Genetic profiling using genome-wide SNP panels: A practical example.
(1) Background. The history of the sample collection is the most informative piece of information. A sample collection with origin "Munich" [21] already reduces a probability of an individual to be present in a data set from approximately 1:6,839 billion to 1:1,314 million. With the addition of the criteria "child" and "asthma", the probability is further reduced to 1:32.850. As study participation is not equal among social classes (with a bias of inner city participants and a bias of more severe cases attending a University department) the target group may be narrowed down to less than 1:2.000 and with known sex to less than 1:1.000.
(2) Subsets. Data subgroups and extreme dimensions of SNP array data may be checked by multidimensional scaling techniques. In the example above there is stratification in the data deposited online which is most likely explained by the inclusion of a minority group in the sample. Since public population databases include allele counts of hundreds of populations, this information can be used to further locate immigrant children to a region in Turkey. Even if there were would be no stratification but inbreeding, the inbreeding coefficient could also allow a guess about which population was included. Average linkage disequilibrium values may further tell if the population is more rural or more metropolitan. Pairwise identity by state distances between individuals allow to uncover also related individuals. Indeed, there are unreported siblings in the examined data set. Taking all this information together, this represents several unique cases that nurses and physicians at the Children' Hospital Munich may immediately recognize along with pharmacists, health insurance employees, school teachers or football coaches in inner city Munich.
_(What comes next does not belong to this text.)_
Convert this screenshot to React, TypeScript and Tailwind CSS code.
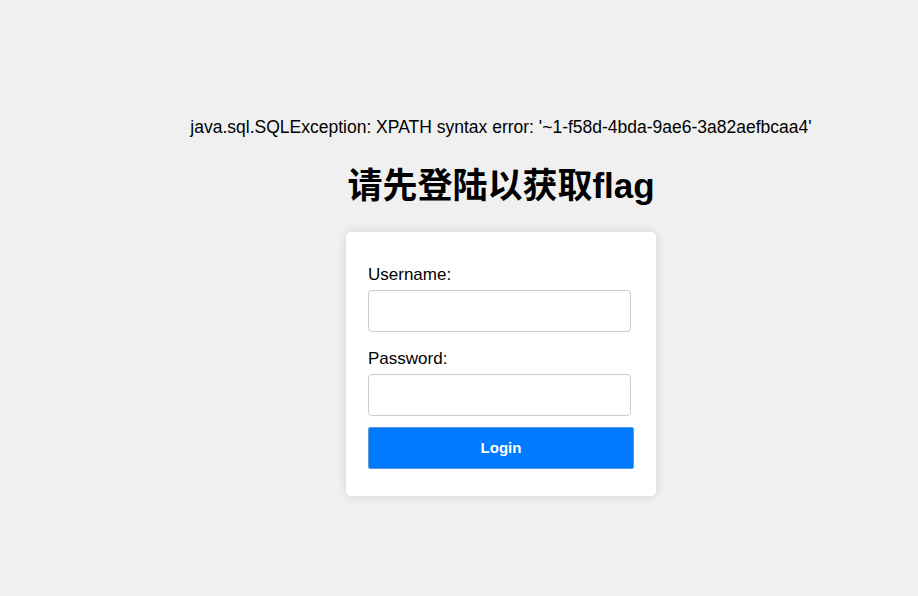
export default function App() {
  return (
    <div className="min-h-[596px] w-full bg-[#f0f0f0] pl-[84px] font-['Liberation_Sans',Arial,sans-serif] text-black">
      <div className="flex flex-col items-center pt-[116px]">
        <p className="text-[17.5px] leading-[22px]">java.sql.SQLException: XPATH syntax error: '~1-f58d-4bda-9ae6-3a82aefbcaa4'</p>
        <h1 className="mt-[26px] font-['Liberation_Sans','Noto_Sans_CJK_SC',sans-serif] text-[35px] font-bold leading-[44px]">请先登陆以获取flag</h1>
        <form className="mt-[24px] w-[310px] rounded-[5px] bg-white pb-[27px] pl-[22px] pt-[33px] shadow-[0_0_10px_rgba(0,0,0,0.12)]">
          <label className="block text-[17px] leading-[20px]">Username:</label>
          <input type="text" className="mt-[5px] block h-[42px] w-[263px] rounded-[4px] border border-[#cccccc] bg-white outline-none" />
          <label className="mt-[17px] block text-[17px] leading-[20px]">Password:</label>
          <input type="password" className="mt-[5px] block h-[42px] w-[263px] rounded-[4px] border border-[#cccccc] bg-white outline-none" />
          <button type="button" className="mt-[11px] block h-[42px] w-[266px] rounded-[2px] border border-[#5d9be0] bg-[#007bff] text-[15px] font-bold text-white">Login</button>
        </form>
      </div>
    </div>
  );
}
(3) Phenotype prediction. A DNA-based prediction of individual phenotype characteristics is still in its infancy. So far, only the sex of a participant can be unequivocally determined using for example the AmelX/AmelY marker system; height prediction may be possible by using markers in hedgehog signalling or extracellular matrix genes; body mass can predicted by MC4R gene variants. Furthermore, we can guess skin and hair colour by OCA2 gene variants, while there might even be a small chance for an age prediction as aging introduces de novo mutations. Unique characteristics like refractive errors (MYP2), digital clubbing (HPGD), cryptorchidism (NR5A1), ear wax (ABCC11), bitter taste reception (TAS2R), freckling (BNC2), male baldness (AR, PAX1) or hair morphology (TCHH) is predictable together with behavioural traits like aggression (MAO-A) or anxiety type disorders (RGS2). There is a gene (AVPR1A) thought to influence divorce rate while alcohol dependency (GHS-R1A, NPY2R) and addictive smoking may be detectable as well (APBB1, CHRNA3). One gene became famous as the "god gene" (VMAT2) for being connected to religiosity, and another gene was assumed to influence intelligence (IQSEC2). Clearly, most of these predictions come with rather low predictive values, but it may be well be possible in the near future to run an SNP-derived prediction against a leaked Facebook profile.
(4) Disease prediction. Another source of information comes by scanning known disease variants. If present in a data set these variants are highly associated with the development of rare monogenic disease. Each of the ~2,400 OMIM phenotypes with known molecular background may be revealing when present in an individual DNA sample. In addition copy number variants as well as haplotypes may also be used for de-anonymization because these represent unique characteristic even in close relatives.
(5) Clinical status. Genotyping is usually done on a pool of blood cells while the composition of the pool may be affected by several diseases. For example cells undergoing somatic recombination may be detected in the pool if they are particularly high (leukaemia) or low (AIDS). There might be even a chance of finding foreign cells (microchimerism indicative of pregnancy or recent abortion) as even 1 in 1000 cells can be detected by genome-wide SNP arrays.
Depending on the data structure and the degree of supplemental information, there is a good chance that at least some individuals can be immediately de-identified by a profiling approach.